__Supplied information__.
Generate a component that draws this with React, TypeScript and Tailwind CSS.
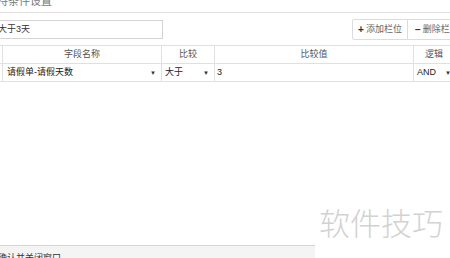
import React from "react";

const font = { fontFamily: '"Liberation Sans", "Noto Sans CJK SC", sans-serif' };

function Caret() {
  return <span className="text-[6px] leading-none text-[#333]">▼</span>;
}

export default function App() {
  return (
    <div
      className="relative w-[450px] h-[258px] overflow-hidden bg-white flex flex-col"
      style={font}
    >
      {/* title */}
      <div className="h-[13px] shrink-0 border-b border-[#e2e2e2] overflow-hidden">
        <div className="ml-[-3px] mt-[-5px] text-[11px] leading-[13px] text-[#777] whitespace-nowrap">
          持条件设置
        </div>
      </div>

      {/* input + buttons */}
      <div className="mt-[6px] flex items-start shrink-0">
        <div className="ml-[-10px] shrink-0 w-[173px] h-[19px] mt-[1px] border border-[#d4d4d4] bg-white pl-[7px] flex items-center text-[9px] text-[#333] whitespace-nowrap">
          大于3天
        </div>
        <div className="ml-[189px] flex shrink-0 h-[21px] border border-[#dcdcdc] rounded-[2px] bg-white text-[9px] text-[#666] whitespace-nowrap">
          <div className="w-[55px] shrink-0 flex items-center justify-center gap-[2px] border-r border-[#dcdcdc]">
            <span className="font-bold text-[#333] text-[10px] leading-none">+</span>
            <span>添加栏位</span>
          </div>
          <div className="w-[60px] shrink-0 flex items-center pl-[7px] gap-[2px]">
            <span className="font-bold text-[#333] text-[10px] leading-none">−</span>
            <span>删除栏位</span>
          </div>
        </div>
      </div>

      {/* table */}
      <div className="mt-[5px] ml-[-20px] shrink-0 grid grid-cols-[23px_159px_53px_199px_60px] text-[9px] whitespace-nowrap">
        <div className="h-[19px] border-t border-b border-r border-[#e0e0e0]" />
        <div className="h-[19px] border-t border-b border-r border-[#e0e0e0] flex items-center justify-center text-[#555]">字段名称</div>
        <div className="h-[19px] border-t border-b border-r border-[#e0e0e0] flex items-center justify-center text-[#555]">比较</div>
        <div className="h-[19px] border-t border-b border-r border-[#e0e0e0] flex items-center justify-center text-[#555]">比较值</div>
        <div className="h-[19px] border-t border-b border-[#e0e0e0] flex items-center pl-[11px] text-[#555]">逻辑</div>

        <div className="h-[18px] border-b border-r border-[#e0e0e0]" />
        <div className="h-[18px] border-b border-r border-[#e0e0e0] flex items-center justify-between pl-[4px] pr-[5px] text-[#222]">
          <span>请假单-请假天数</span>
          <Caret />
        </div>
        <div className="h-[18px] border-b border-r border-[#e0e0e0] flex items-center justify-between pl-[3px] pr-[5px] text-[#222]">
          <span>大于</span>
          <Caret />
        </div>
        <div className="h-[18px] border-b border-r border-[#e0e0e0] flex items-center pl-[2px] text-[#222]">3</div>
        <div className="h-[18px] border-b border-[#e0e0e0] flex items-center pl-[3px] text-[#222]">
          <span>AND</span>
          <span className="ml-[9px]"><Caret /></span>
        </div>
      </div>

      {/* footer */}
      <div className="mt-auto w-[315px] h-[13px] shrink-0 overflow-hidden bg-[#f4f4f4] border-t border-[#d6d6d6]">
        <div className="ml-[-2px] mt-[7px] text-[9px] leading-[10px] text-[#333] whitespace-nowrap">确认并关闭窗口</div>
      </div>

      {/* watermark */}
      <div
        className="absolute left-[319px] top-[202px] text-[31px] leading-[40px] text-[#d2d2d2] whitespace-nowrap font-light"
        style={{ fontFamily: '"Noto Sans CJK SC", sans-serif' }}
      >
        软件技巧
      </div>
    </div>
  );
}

__Exercise objective__. Copy the listing in full and without alteration, omitting every picture.

__Exercise answer__.
Generate a component that draws this with React, TypeScript and Tailwind CSS.
import React from "react";

const font = { fontFamily: '"Liberation Sans", "Noto Sans CJK SC", sans-serif' };

function Caret() {
  return <span className="text-[6px] leading-none text-[#333]">▼</span>;
}

export default function App() {
  return (
    <div
      className="relative w-[450px] h-[258px] overflow-hidden bg-white flex flex-col"
      style={font}
    >
      {/* title */}
      <div className="h-[13px] shrink-0 border-b border-[#e2e2e2] overflow-hidden">
        <div className="ml-[-3px] mt-[-5px] text-[11px] leading-[13px] text-[#777] whitespace-nowrap">
          持条件设置
        </div>
      </div>

      {/* input + buttons */}
      <div className="mt-[6px] flex items-start shrink-0">
        <div className="ml-[-10px] shrink-0 w-[173px] h-[19px] mt-[1px] border border-[#d4d4d4] bg-white pl-[7px] flex items-center text-[9px] text-[#333] whitespace-nowrap">
          大于3天
        </div>
        <div className="ml-[189px] flex shrink-0 h-[21px] border border-[#dcdcdc] rounded-[2px] bg-white text-[9px] text-[#666] whitespace-nowrap">
          <div className="w-[55px] shrink-0 flex items-center justify-center gap-[2px] border-r border-[#dcdcdc]">
            <span className="font-bold text-[#333] text-[10px] leading-none">+</span>
            <span>添加栏位</span>
          </div>
          <div className="w-[60px] shrink-0 flex items-center pl-[7px] gap-[2px]">
            <span className="font-bold text-[#333] text-[10px] leading-none">−</span>
            <span>删除栏位</span>
          </div>
        </div>
      </div>

      {/* table */}
      <div className="mt-[5px] ml-[-20px] shrink-0 grid grid-cols-[23px_159px_53px_199px_60px] text-[9px] whitespace-nowrap">
        <div className="h-[19px] border-t border-b border-r border-[#e0e0e0]" />
        <div className="h-[19px] border-t border-b border-r border-[#e0e0e0] flex items-center justify-center text-[#555]">字段名称</div>
        <div className="h-[19px] border-t border-b border-r border-[#e0e0e0] flex items-center justify-center text-[#555]">比较</div>
        <div className="h-[19px] border-t border-b border-r border-[#e0e0e0] flex items-center justify-center text-[#555]">比较值</div>
        <div className="h-[19px] border-t border-b border-[#e0e0e0] flex items-center pl-[11px] text-[#555]">逻辑</div>

        <div className="h-[18px] border-b border-r border-[#e0e0e0]" />
        <div className="h-[18px] border-b border-r border-[#e0e0e0] flex items-center justify-between pl-[4px] pr-[5px] text-[#222]">
          <span>请假单-请假天数</span>
          <Caret />
        </div>
        <div className="h-[18px] border-b border-r border-[#e0e0e0] flex items-center justify-between pl-[3px] pr-[5px] text-[#222]">
          <span>大于</span>
          <Caret />
        </div>
        <div className="h-[18px] border-b border-r border-[#e0e0e0] flex items-center pl-[2px] text-[#222]">3</div>
        <div className="h-[18px] border-b border-[#e0e0e0] flex items-center pl-[3px] text-[#222]">
          <span>AND</span>
          <span className="ml-[9px]"><Caret /></span>
        </div>
      </div>

      {/* footer */}
      <div className="mt-auto w-[315px] h-[13px] shrink-0 overflow-hidden bg-[#f4f4f4] border-t border-[#d6d6d6]">
        <div className="ml-[-2px] mt-[7px] text-[9px] leading-[10px] text-[#333] whitespace-nowrap">确认并关闭窗口</div>
      </div>

      {/* watermark */}
      <div
        className="absolute left-[319px] top-[202px] text-[31px] leading-[40px] text-[#d2d2d2] whitespace-nowrap font-light"
        style={{ fontFamily: '"Noto Sans CJK SC", sans-serif' }}
      >
        软件技巧
      </div>
    </div>
  );
}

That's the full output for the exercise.